COME HERE MY DEAR TOUR 2019新潟編1日目「先行レコ発ワンマンパーティー」

【会場】BLUE CAFE(新潟市中央区上大川前通1237−1 サンシャイン新飯田屋2F

【日時】10月5日(土)18時30分開演

【料金】前売2,000円、当日2,500円(1ドリンクオーダー制)  

【予約】 BLUE CAFE 025-201-7885/鈴木恵ホームページの予約フォームより

 

新潟編2日目「音楽百景#47」

2019年10月6日(日)

【会場】Kaffa蒼紫(パルム)(新潟市中央区古町通6-987 ミサワビル2F)

【日時】10月6日(日)19時開演

【料金】前売2,000円、当日2,500円(1ドリンクオーダー制)※限定25名

【予約】 パルム 025-228-2050/鈴木恵ホームページの予約フォームより

 

すずきさとしとりお●鈴木恵(Vo、G)、青木宏美(D、コーラス)、田邉周平(G、鍵盤楽器、コーラス)。2012年7月、初のシングル「毎日が8ビート」をリリース。

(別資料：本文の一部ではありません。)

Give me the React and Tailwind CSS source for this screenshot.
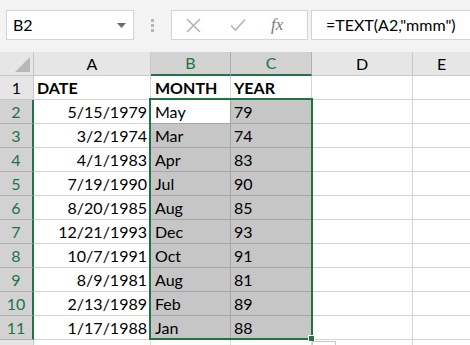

新潟県内はもとより、東京をはじめ、全国でライブ活動を続け、曽我部恵一、カジヒデキ、RYUTistほか、多くのミュージシャン、アーティストとステージをともにしてきた。初のアルバム「come here my dear」に収録された「かなかも」は、上越市出身で「みいつけた!」(NHK Eテレ)のキャラクターデザインなどを手掛けている大塚いちおが作詞している。